Of all the lines in the material, how many contain the word "screenshot"? State the number alone.

_Items_
····················
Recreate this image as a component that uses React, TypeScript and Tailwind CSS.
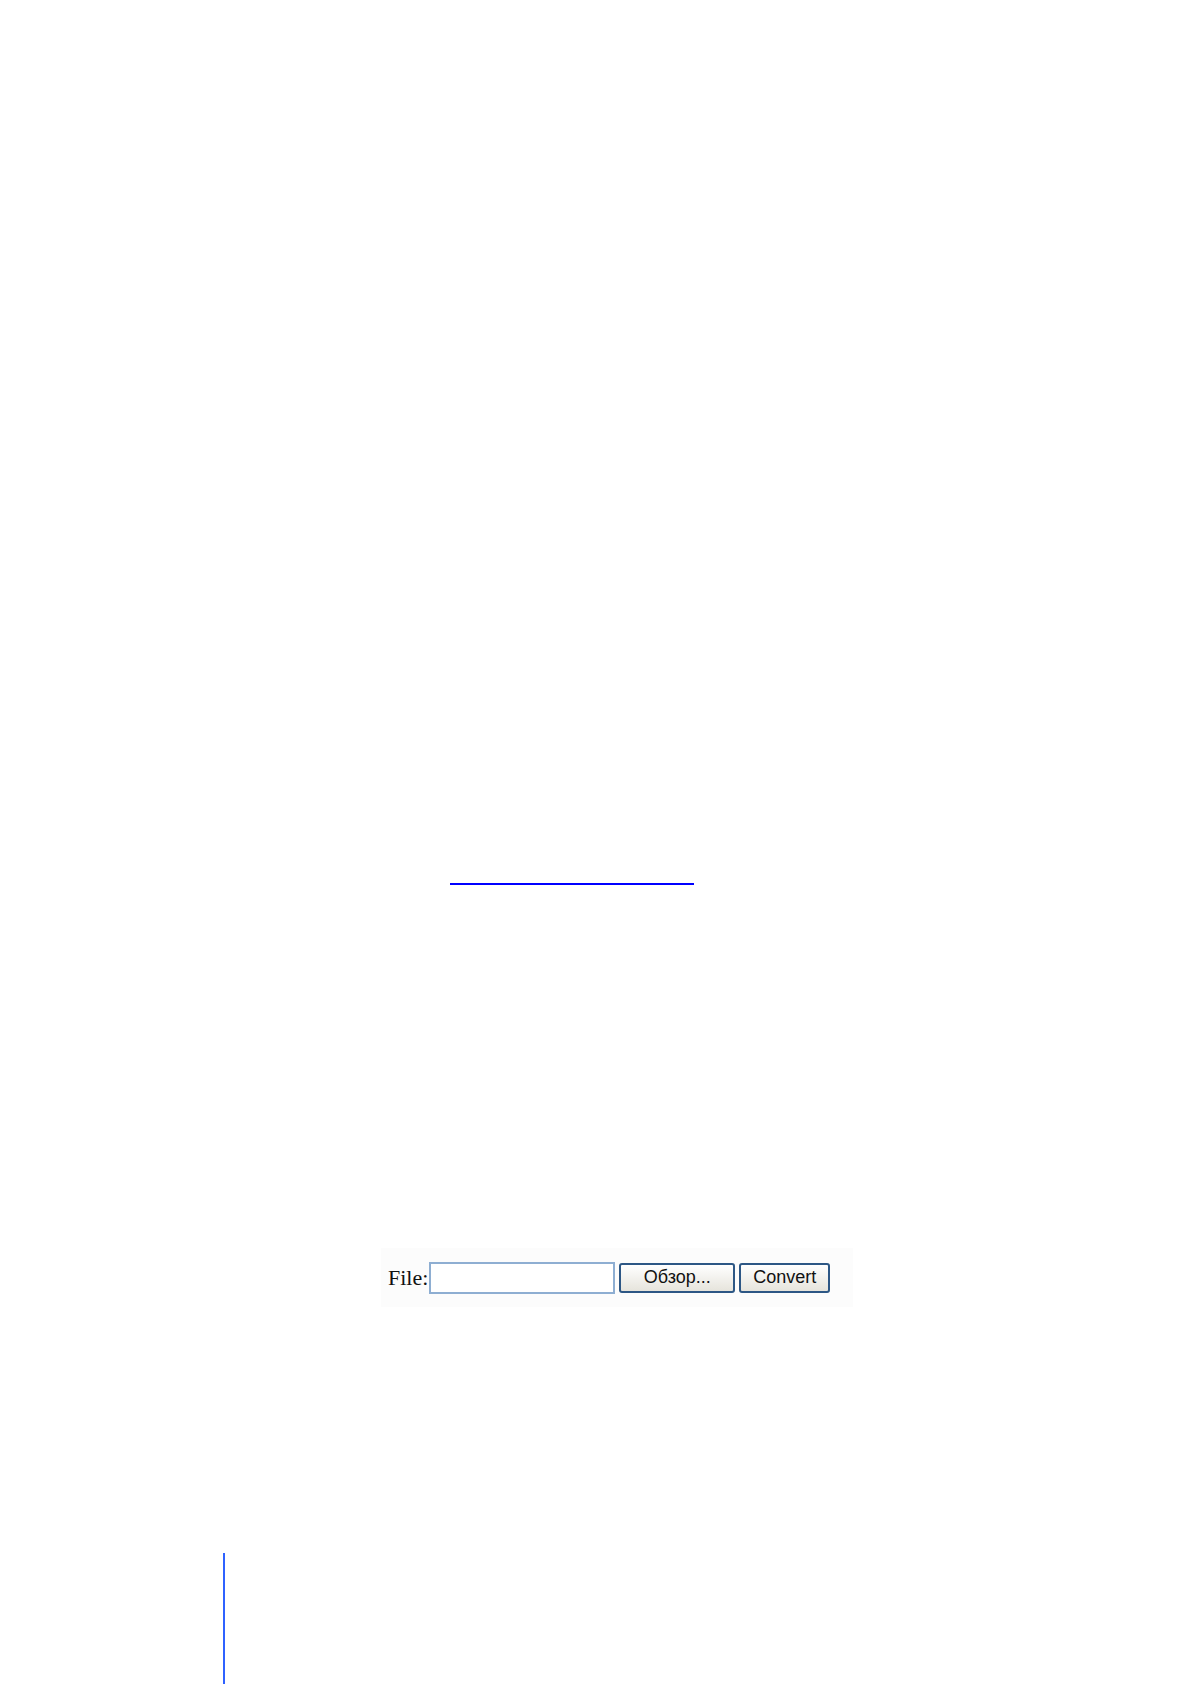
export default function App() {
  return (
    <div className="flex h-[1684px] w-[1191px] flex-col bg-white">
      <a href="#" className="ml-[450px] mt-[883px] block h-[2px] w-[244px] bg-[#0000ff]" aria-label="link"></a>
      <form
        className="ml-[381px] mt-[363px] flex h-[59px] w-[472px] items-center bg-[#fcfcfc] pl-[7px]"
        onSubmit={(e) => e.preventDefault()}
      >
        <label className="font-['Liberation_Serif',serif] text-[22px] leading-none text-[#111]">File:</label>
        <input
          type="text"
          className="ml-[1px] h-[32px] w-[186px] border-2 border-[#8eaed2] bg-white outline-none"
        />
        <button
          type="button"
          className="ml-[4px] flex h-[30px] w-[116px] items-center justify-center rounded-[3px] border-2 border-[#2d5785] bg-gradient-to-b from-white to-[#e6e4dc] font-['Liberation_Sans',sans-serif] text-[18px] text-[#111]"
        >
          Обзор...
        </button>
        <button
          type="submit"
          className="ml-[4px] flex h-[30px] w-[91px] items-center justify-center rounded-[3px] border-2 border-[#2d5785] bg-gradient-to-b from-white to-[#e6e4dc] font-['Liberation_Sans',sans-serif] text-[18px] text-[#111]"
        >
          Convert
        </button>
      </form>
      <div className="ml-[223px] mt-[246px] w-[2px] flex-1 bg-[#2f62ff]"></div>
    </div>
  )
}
····················
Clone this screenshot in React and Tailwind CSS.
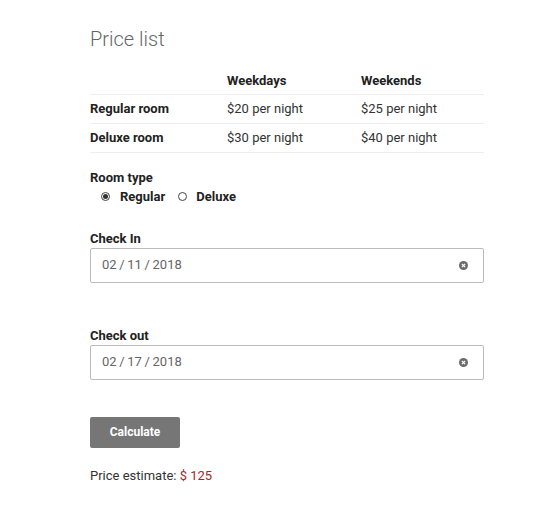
····················
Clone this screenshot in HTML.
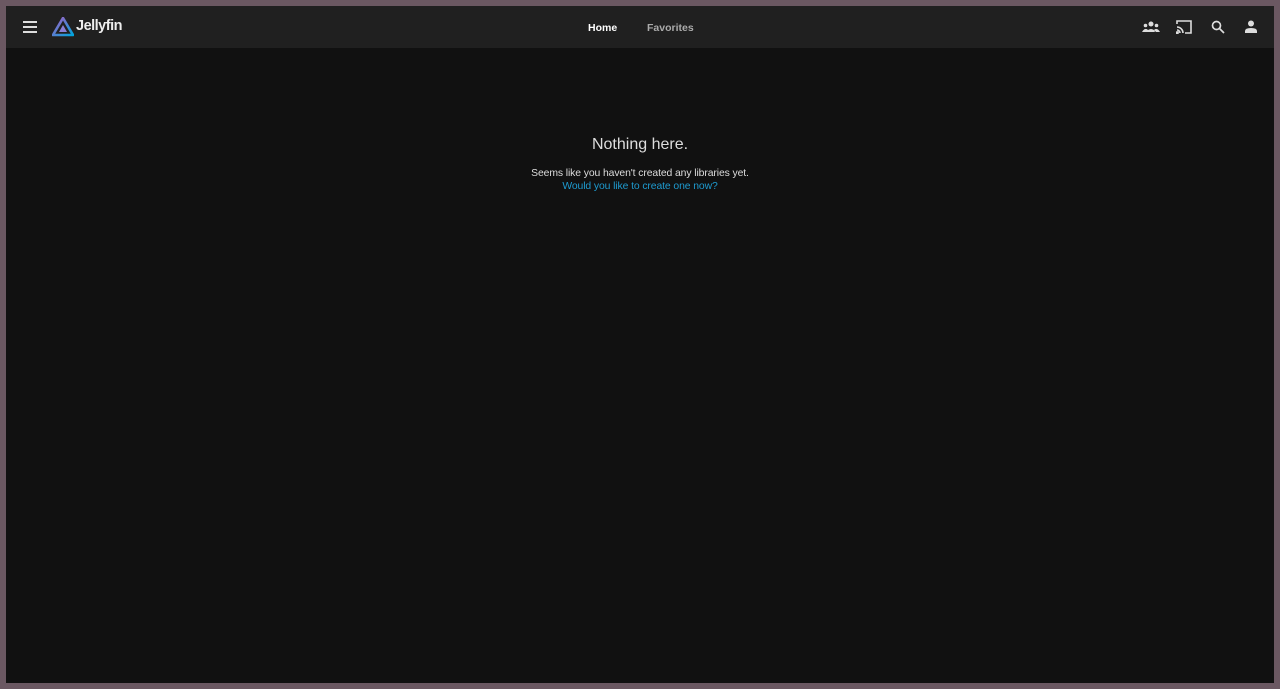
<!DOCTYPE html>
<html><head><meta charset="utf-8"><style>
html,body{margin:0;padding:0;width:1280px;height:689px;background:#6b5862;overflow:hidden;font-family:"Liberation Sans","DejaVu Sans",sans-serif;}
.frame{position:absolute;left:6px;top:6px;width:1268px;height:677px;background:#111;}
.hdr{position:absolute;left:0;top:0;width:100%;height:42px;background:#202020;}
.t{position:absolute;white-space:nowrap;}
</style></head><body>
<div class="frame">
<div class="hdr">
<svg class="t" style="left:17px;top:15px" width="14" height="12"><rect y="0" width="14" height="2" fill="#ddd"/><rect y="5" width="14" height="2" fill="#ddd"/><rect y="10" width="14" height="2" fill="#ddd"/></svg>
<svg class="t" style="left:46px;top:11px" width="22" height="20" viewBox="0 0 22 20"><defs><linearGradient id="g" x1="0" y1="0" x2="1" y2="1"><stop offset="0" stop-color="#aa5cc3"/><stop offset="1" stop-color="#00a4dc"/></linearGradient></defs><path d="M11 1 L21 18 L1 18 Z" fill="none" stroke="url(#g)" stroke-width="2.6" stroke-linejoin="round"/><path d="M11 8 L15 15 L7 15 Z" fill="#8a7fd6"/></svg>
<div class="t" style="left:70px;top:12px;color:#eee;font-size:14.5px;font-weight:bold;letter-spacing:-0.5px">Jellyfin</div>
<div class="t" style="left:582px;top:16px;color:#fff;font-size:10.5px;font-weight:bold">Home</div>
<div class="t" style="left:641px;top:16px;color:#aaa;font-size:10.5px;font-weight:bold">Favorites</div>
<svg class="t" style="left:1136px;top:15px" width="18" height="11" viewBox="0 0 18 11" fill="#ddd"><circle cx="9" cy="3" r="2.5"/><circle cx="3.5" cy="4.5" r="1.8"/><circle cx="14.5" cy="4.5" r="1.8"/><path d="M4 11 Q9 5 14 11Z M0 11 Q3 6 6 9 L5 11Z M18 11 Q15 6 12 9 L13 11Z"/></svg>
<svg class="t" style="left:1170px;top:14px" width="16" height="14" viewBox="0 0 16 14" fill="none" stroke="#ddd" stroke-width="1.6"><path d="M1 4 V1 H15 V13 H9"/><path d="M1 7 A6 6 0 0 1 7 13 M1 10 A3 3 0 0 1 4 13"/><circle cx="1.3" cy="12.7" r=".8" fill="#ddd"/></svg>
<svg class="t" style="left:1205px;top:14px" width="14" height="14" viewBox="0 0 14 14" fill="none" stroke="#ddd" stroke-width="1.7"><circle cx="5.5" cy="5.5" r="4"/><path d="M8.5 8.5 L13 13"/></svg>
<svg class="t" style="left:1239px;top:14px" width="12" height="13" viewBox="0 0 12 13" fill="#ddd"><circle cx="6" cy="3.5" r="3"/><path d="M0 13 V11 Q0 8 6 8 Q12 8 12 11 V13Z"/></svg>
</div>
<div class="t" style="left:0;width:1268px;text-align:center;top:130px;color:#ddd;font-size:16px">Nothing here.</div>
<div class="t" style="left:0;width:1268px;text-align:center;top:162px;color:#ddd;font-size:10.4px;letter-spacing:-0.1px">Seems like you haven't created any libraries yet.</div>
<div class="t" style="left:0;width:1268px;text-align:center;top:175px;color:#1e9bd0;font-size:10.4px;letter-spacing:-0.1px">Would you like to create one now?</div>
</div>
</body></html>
····················
_Final answer_
2